The Missing Link
June 1, 2020 (371 words)
My slow-but-steady march through Rich People Things: Real Life Secrets of the Predator Class, a book of social criticism originally published by Chris Lehmann in 2010, and followed the next year with an expanded edition, continues apace. Some things are meant to be savored, and should not be rushed.
So the other night I’m reading his short chapter on Ayn Rand, and come across the following:
“Nowhere in Rand’s baby-simple sociological narratives is there the slightest room for any deviationist lurch toward the acknowledgement of any shared good, or even notional communities of interest, that her angry, atomistic ideal-type characters might have in common with each other, let alone with society at large.
“In no other works of fiction, ironically enough, does the parodic mantra ascribed to the Beat Generation’s critiques of conformist culture – I blame society – apply with such complete, totalizing force.”
This passage nicely encapsulates Mr. Lehmann’s primary message: Rich people only look out for themselves and this undermines the social fabric.

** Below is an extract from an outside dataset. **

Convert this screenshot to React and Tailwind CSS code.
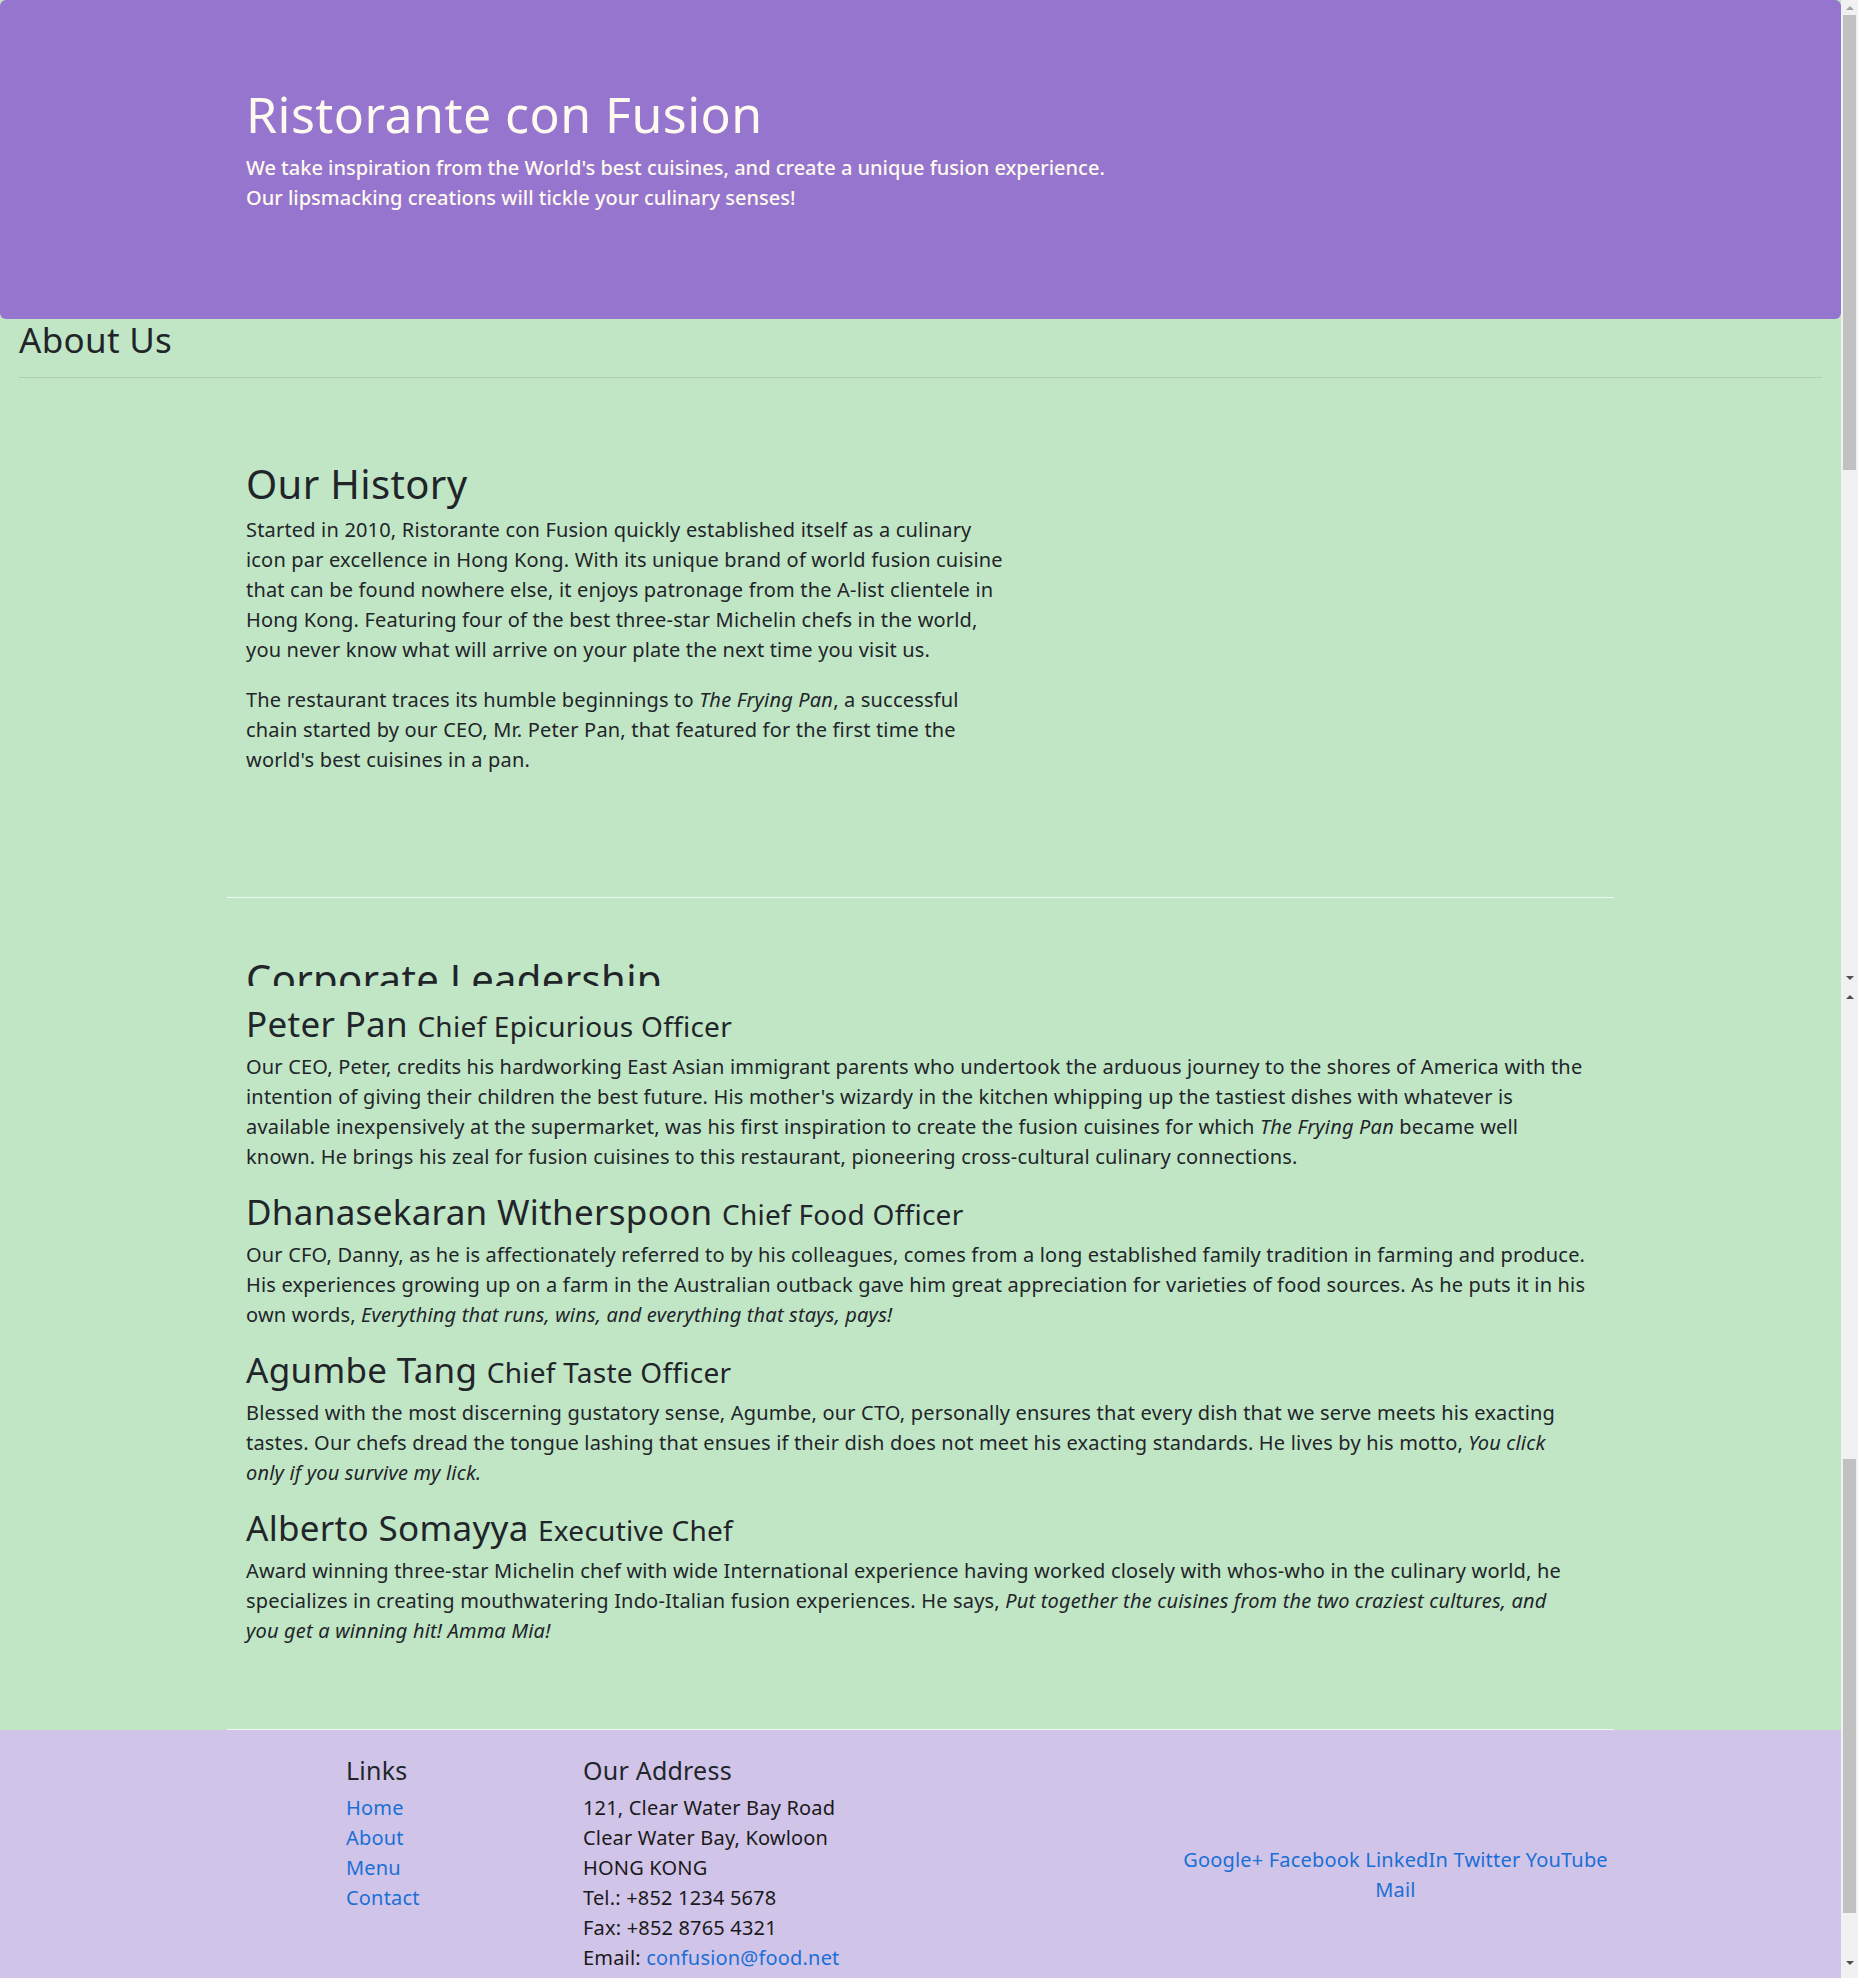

His sentences are chock full of descriptive references. The descriptions may be a little dense at times, and the references a bit arcane. But if the general reader takes his or her time, and maybe re-reads certain sections once or twice, the beauty of Lehmann’s language should open up for any interested bystander.
Chris Lehmann is as entertaining as he is intelligent, and his perceptive analysis is a joy to read.
Though I am starting to wonder just what he considers to be the antidote. What does a bright and exuberant progressive-minded polemicist think is the restorative principle that can save our most successful citizens from their self-absorption?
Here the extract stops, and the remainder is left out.